Many of them featured mysterious inscribed markings. In 1899, several of them fell into the hands of Wang Yirong, who was the chancellor of the Imperial Academy in Beijing at the time. Wang collected Chinese bronzes, some of which were Zhou dynasty bronzes inscribed with what he believed to be ancient Chinese writing. The markings on the bone fragments were tantalizingly similar. So similar, in fact, that it wasn’t long before the bone artifacts hit the antiquities trade with a storm and eventually came to the attention of James Mellon Menzies, who conducted the first scientific excavations of the bones, including decipherment. He published the first scientific study of the bones in 1917, which included 2,369 drawings and inscriptions, and eventually amassed a collection of as many as 35,000 objects related to what became known as the “oracle bones”. 

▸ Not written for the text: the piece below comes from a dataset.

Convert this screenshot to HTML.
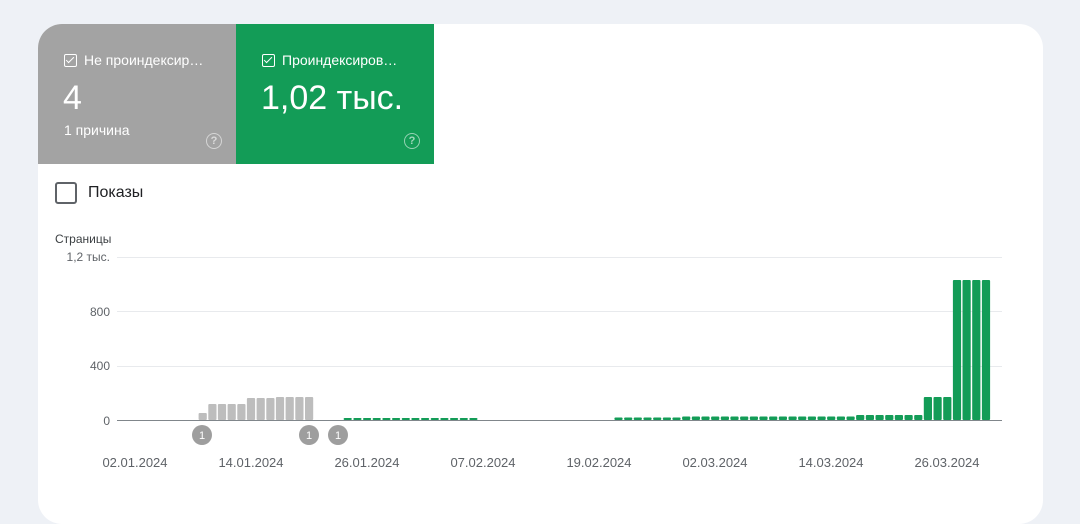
<!DOCTYPE html>
<html><head><meta charset="utf-8"><style>
body{margin:0;width:1080px;height:506px;background:#eef1f6;font-family:"Liberation Sans",sans-serif;overflow:hidden;position:relative}
.card{position:absolute;left:38px;top:24px;width:1005px;height:500px;background:#fff;border-radius:24px;overflow:hidden}
.tile{position:absolute;top:0;height:140px;width:198px;color:#fff}
.t1{left:0;background:#a3a3a3}
.t2{left:198px;background:#139c57}
.lbl{position:absolute;left:26px;top:28px;font-size:14px;white-space:nowrap}
.cb{display:inline-block;width:11px;height:11px;border:1.5px solid #fff;border-radius:2px;vertical-align:-2px;margin-right:7px;position:relative}
.cb:after{content:"";position:absolute;left:3px;top:0px;width:3px;height:7px;border:solid #fff;border-width:0 1.5px 1.5px 0;transform:rotate(45deg)}
.big{position:absolute;left:25px;top:55px;font-size:34px}
.sub{position:absolute;left:26px;top:98px;font-size:14px}
.q{position:absolute;right:14px;top:109px;width:14px;height:14px;border:1.5px solid rgba(255,255,255,.55);border-radius:50%;font-size:11px;line-height:14px;text-align:center;color:rgba(255,255,255,.6);font-weight:bold}
.pk{position:absolute;left:17px;top:158px;width:18px;height:18px;border:2px solid #5f6368;border-radius:3px}
.pkt{position:absolute;left:50px;top:160px;font-size:16px;color:#202124}
</style></head><body>
<div class="card">
<div class="tile t1"><div class="lbl"><span class="cb"></span>Не проиндексир…</div><div class="big">4</div><div class="sub">1 причина</div><div class="q">?</div></div>
<div class="tile t2"><div class="lbl"><span class="cb"></span>Проиндексиров…</div><div class="big">1,02 тыс.</div><div class="q">?</div></div>
<div class="pk"></div><div class="pkt">Показы</div>
</div>
<svg id="ch" width="1080" height="506" style="position:absolute;left:0;top:0" font-family="Liberation Sans, sans-serif">
<text x="55" y="243" font-size="12" fill="#3c4043">Страницы</text>
<g font-size="12" fill="#5f6368" text-anchor="end">
<text x="110" y="261">1,2 тыс.</text><text x="110" y="316">800</text><text x="110" y="370">400</text><text x="110" y="425">0</text></g>
<g stroke="#e8eaed" stroke-width="1"><line x1="117" y1="257.5" x2="1002" y2="257.5"/><line x1="117" y1="311.5" x2="1002" y2="311.5"/><line x1="117" y1="366.5" x2="1002" y2="366.5"/></g>
<g id="bars"></g>
<line x1="117" y1="420.5" x2="1002" y2="420.5" stroke="#80868b" stroke-width="1"/>
<g font-size="13" fill="#5f6368" text-anchor="middle">
<text x="135" y="467">02.01.2024</text><text x="251" y="467">14.01.2024</text><text x="367" y="467">26.01.2024</text><text x="483" y="467">07.02.2024</text><text x="599" y="467">19.02.2024</text><text x="715" y="467">02.03.2024</text><text x="831" y="467">14.03.2024</text><text x="947" y="467">26.03.2024</text></g>
<g fill="#9e9e9e"><circle cx="202" cy="435" r="10"/><circle cx="309" cy="435" r="10"/><circle cx="338" cy="435" r="10"/></g>
<g font-size="11" fill="#fff" text-anchor="middle"><text x="202" y="439">1</text><text x="309" y="439">1</text><text x="338" y="439">1</text></g>
</svg>
<script>
var g=document.getElementById('bars'),s='';
function b(d,top,c){var x=135+9.67*d-4.1;s+='<rect x="'+x.toFixed(1)+'" y="'+top+'" width="8.2" height="'+(420-top)+'" rx="1" fill="'+c+'"/>';}
var G='#bdbdbd',N='#139c57';
b(7,413,G);for(var d=8;d<=11;d++)b(d,404,G);for(d=12;d<=14;d++)b(d,398,G);for(d=15;d<=18;d++)b(d,397,G);
for(d=22;d<=35;d++)b(d,418,N);for(d=50;d<=56;d++)b(d,417.5,N);for(d=57;d<=74;d++)b(d,416.5,N);for(d=75;d<=81;d++)b(d,415,N);
for(d=82;d<=84;d++)b(d,397,N);for(d=85;d<=88;d++)b(d,280,N);
g.innerHTML=s;
</script>
</body></html>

Excavation and Discovery of the Lost City

More important than the oracle bones was the drive to find answers to the questions of who made them and why. Scholars were keen to know their context, so in 1928 an excavation team led by Li Ji of China’s Academia Sinica began work near the village of Xiaotun close to modern Anyang, with the initial financial backing and support of the Freer Gallery of Art of the Smithsonian Institution in Washington, D.C. Excavations under Li Ji’s directorship continued with seasons over a 9-year period, recovering more oracle bone artifacts, the decipherment of which showed that the bone inscriptions represented divinations performed by an ancient royal household. Further excavation revealed the remains of a major Bronze Age city, eventually identified by archaeologists as Yinxu, the last capital city of the Shang Dynasty. It was a remarkable discovery, as before the excavation, even the very existence of the Shang Dynasty was in question. Clues to the Shang Dynasty were known only through historical documents. This dynasty was more than a myth.